On a purely rational level, Stranger believed he understood the philosophies behind such viewpoints, but he didn’t really get them.
He washed the blood from his fingers in his clients’ sink, and carefully rinsed away the rose-colored droplets that clung to the ivory porcelain -- because he’d have hated it, if anyone came to his place and messed the bathroom up. He borrowed one of their fluffy white towels to dry his hands before hanging it carefully back on its gold-effect hook.
By the time he got back to the lobby, he’d put the sightfold on once more, and his armor and blade had transformed themselves back into moist-smelling flab. He was already too hot and too heavy. He smiled sadly at the Russian Doll who’d frisked him earlier and gave a resigned nod to the flunky as he passed the front desk.
***
In the darkened cocoon that was his limousine, Stranger plugged himself into the network and called up Back Office.
"Authorizing connection to ... Stranger. Awaiting input. Please forward your query parameters."
"Send whatever data you have on a Mr. Lee," Stranger said. "Works for Zendyne. He was the first on site. Apparently he does something for their android division."
There was a pause while Back Office scanned its databases.
"Confirmed. Li Jia Wei, lead designer of civilian recreation dolls. Commonly known as Lee. As of today, he’s no longer with the corporation."
"Did he jump, or was he pushed?"
"His personnel file has yet to be updated. One moment, please. Li Jia Wei’s access privileges have been revoked and his payroll record is set for truncation. His Zendyne stock positions have been liquidated. No further information is available at this time."
"It sounds as if we should arrange a meeting with Mr. Lee. Where does he live?"
"Bayswater. He has a company apartment there. The place has been reallocated as of noon tomorrow."
"Then we must move quickly. Rearrange my schedule so I can fit him in before he leaves."
"Acknowledged."
"I’m told he was the first person to attend the incident today. I need to understand what his role was."

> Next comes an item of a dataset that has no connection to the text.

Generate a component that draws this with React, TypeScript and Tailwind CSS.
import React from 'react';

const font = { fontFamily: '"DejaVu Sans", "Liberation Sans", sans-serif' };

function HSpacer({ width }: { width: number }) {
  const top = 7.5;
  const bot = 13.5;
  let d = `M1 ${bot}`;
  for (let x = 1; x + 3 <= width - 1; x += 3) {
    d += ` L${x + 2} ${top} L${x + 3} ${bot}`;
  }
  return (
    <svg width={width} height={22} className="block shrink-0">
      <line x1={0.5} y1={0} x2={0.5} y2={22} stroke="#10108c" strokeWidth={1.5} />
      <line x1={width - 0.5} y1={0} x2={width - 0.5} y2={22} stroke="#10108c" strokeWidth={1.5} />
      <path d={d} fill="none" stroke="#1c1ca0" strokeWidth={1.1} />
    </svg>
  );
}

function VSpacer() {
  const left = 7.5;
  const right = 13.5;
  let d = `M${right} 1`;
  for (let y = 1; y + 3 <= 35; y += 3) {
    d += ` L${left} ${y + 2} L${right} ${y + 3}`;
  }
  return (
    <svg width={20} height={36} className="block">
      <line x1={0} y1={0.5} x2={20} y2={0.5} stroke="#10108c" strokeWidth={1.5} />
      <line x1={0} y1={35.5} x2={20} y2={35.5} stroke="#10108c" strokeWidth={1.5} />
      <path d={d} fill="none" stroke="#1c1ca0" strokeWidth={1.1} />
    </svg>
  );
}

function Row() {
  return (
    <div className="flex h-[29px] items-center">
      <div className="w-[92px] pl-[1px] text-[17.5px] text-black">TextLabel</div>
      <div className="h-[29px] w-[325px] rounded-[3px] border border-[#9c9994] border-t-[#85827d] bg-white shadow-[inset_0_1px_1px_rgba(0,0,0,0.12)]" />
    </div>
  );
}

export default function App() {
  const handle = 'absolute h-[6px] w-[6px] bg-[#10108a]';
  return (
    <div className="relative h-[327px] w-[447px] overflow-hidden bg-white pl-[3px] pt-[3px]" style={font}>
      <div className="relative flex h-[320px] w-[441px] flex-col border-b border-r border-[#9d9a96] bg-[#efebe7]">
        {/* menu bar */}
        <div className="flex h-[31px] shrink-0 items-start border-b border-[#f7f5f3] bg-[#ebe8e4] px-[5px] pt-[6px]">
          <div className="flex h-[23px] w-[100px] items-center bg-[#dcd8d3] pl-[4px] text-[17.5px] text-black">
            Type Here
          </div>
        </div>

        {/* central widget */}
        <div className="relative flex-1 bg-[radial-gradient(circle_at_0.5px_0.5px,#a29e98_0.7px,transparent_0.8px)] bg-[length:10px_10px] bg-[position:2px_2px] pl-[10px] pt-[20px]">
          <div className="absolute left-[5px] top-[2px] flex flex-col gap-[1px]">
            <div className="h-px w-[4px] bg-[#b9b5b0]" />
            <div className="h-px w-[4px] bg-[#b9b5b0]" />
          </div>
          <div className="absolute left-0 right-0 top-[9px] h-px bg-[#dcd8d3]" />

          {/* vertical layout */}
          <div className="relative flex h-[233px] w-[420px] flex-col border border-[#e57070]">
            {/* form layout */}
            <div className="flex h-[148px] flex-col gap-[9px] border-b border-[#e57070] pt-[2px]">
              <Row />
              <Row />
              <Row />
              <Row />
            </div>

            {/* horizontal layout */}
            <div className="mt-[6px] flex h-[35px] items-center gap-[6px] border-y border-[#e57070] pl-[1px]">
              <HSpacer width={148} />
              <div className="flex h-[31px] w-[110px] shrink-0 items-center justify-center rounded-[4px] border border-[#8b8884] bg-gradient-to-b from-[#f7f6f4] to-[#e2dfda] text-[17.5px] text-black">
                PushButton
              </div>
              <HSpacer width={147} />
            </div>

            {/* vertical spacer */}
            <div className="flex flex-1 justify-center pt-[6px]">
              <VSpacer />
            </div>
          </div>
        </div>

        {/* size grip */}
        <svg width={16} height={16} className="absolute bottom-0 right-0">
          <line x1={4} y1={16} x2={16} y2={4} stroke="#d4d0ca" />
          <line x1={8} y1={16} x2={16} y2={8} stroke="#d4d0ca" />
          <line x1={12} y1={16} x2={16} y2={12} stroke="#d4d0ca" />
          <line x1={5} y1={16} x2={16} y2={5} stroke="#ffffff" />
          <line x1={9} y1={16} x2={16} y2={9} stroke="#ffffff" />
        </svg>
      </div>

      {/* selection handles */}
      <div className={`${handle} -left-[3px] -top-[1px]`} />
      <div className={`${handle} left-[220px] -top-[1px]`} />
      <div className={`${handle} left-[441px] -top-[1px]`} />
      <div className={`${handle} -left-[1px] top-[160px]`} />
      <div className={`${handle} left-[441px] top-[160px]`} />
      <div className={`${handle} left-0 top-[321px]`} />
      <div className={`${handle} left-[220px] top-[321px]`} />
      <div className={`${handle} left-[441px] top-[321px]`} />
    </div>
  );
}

Another pause. "Transmitting his dossier now. He headed the design phase for the Aphrodite 9400 series. The most likely reason for his presence was to deal with any technical problems the containment team couldn’t handle."
"And I presume that is exactly the sort of problem he found. Given that he quit his employment almost immediately after contact, we must assume that our missing property has taken him. What news is there from his erstwhile employers?"
"Very sketchy, so far. A few incident reports, some preliminary test results. They have no idea that the doll was subverted; they are still analyzing their AI design, searching for a flaw. Based on their resources and task prioritization, projected time to discovery is seventy hours, plus or minus four. Then they will wish to speak to Lee again."
"They must not discover the truth."
"That will not be permitted. The other Partners agree that we must secure our property at all costs. They have expressed their confidence in you, and promised their full support for your actions."
"Imagine what a comfort that is to me."
"Back Office is not capable of empathic imagination."
"Yes, I do remember what it’s like," Stranger said. "It was a figure of speech. Now, start working to establish a management relationship with Zendyne. I wish to lead them to the discovery that they need specialist help, and that we are the only choice. Seed their databases with the appropriate hints."
"That is already in hand," said Back Office.
Stranger pulled the jack plug from his eye, breaking the connection, and then settled back to consider the dossier that had been downloaded to his mind.
It seemed that Mr. Lee was an unusually talented android designer, but, as always, Stranger found it simpler and more professional to consider him a client.